A SpaceX Falcon 9 rocket and Dragon spacecraft await liftoff from Kennedy Space Center’s Launch Complex 39A in February 2017. Photo credit: NASA/Kim Shiflett
Preparations continue toward launch of the eleventh SpaceX cargo resupply mission to the International Space Station on Thursday, June 1. Liftoff of the Falcon 9 rocket is targeted for an instantaneous window at 5:55 p.m. EDT from Launch Complex 39A at NASA’s Kennedy Space Center in Florida. The forecast from the U.S. Air Force 45th Weather Squadron shows a 70 percent chance of favorable weather.
NASA Television will provide multiple broadcasts highlighting some of the launch activities beginning today, including the “What’s on Board” science briefing at 1 p.m. and the prelaunch news conference at 4 p.m. These events also will stream live on the agency’s website at www.nasa.gov/live. See the full briefings and events schedule here.
Live launch coverage begins tomorrow at 5:15 p.m. EDT right here on the launch blog and on NASA Television.
The chance of anvil and cumulus clouds developing Thursday afternoon around launch time has Air Force meteorologists predicting a 70 percent chance of acceptable conditions for the liftoff of a SpaceX Falcon 9 rocket and Dragon spacecraft on a supply mission to the International Space Station. Launch is targeted for 5:55 p.m. EDT from Launch Complex 39A at NASA’s Kennedy Space Center in Florida. The forecast for a Friday launch calls for a 60 percent chance of acceptable conditions. SpaceX conducted a static test firing of the Falcon 9 rocket, shown above, on Sunday. The detailed forecast is below.
This will be the 100th launch from LC-39A, which was the starting point for Apollo 11’s landmark mission to the moon, the first space shuttle mission and five previous SpaceX flights.
The uncrewed Dragon spacecraft will be loaded with almost 6,000 pounds of science research, crew supplies and hardware for the orbiting laboratory in support of Expedition 52 and 53 crew members. The unpressurized trunk of the spacecraft also will transport solar panels, tools for Earth-observation and equipment to study neutron stars. Known as CRS-11, this mission will be the eleventh for SpaceX under the company’s contract with NASA.
Forecast details: Moisture has begun to build in aloft today, signaling the start of Central Florida’s convective season. The storms will be guided by the orientation of the Bermuda Ridge axis, which is forecast to gradually shift north of the Spaceport over the next few days. A few storms may develop along the Space Coast today, and the storms will be more widespread on Wednesday as moisture continues to increase aloft. On launch day, the Bermuda Ridge axis is forecast to be north of the area, helping to steer most storms that develop inland, away from the Spaceport.
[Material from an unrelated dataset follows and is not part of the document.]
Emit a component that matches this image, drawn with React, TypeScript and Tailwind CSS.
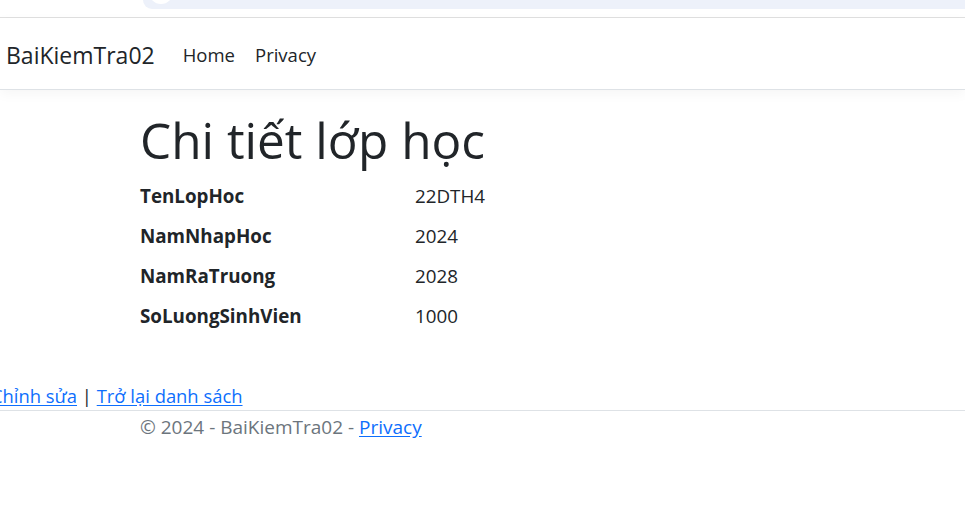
export default function App() {
  const rows = [
    ['TenLopHoc', '22DTH4'],
    ['NamNhapHoc', '2024'],
    ['NamRaTruong', '2028'],
    ['SoLuongSinhVien', '1000'],
  ];

  return (
    <div className="min-h-[510px] bg-white text-[#212529] overflow-hidden" style={{ fontFamily: '"Open Sans", "Noto Sans", sans-serif' }}>
      {/* browser strip */}
      <div className="h-[17px] flex">
        <div className="ml-[143px] flex-1 h-[9px] bg-[#edf1fa] rounded-bl-[10px] relative overflow-hidden">
          <div className="absolute left-[6px] top-[-20px] w-[24px] h-[24px] rounded-full bg-white" />
        </div>
      </div>
      <div className="h-px bg-[#e0e0e0]" />

      {/* navbar */}
      <nav className="h-[72px] pt-[3px] border-b border-[#dee2e6] flex items-center px-[6px] shadow-[0_4px_12px_rgba(0,0,0,0.04)]">
        <a className="text-[23px] leading-none mr-[28px]">BaiKiemTra02</a>
        <div className="flex gap-[20px] text-[18.5px] leading-none">
          <a>Home</a>
          <a>Privacy</a>
        </div>
      </nav>

      {/* main */}
      <main className="pl-[140px] pt-[19px]">
        <h1 className="text-[49.5px] leading-[62px] font-medium mb-[10px]">Chi tiết lớp học</h1>
        <dl className="text-[18.8px]">
          {rows.map(([k, v]) => (
            <div key={k} className="flex leading-[30px] mb-[10px]">
              <dt className="w-[275px] font-bold">{k}</dt>
              <dd>{v}</dd>
            </div>
          ))}
        </dl>
      </main>

      <div className="mt-[50px] -ml-[9px] text-[18.4px] leading-[29px]">
        <a className="text-[#0d6efd] underline underline-offset-2">Chỉnh sửa</a>
        <span> | </span>
        <a className="text-[#0d6efd] underline underline-offset-2">Trở lại danh sách</a>
      </div>

      <footer className="border-t border-[#dee2e6] pl-[140px] text-[19px] leading-[32px] text-[#6c757d]">
        © 2024 - BaiKiemTra02 - <a className="text-[#0d6efd] underline underline-offset-2">Privacy</a>
      </footer>
    </div>
  );
}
Upper-level winds remain out of the northwest however, which will bring anvil clouds from inland storms back east. The primary concerns will be anvil & cumulus clouds. Max upper-level winds will be northwest at 100 kts at 45,000 ft.
On Friday, similar conditions are expected with an inland push to the storms via the steering winds. The steering direction begins to change on Saturday, increasing the probability that storms will remain along the Space Coast. The main concerns Saturday are anvil clouds, cumulus clouds, and flight through precipitation. Maximum upper-level winds will be from the northwest at 90 knots near 45,000 feet.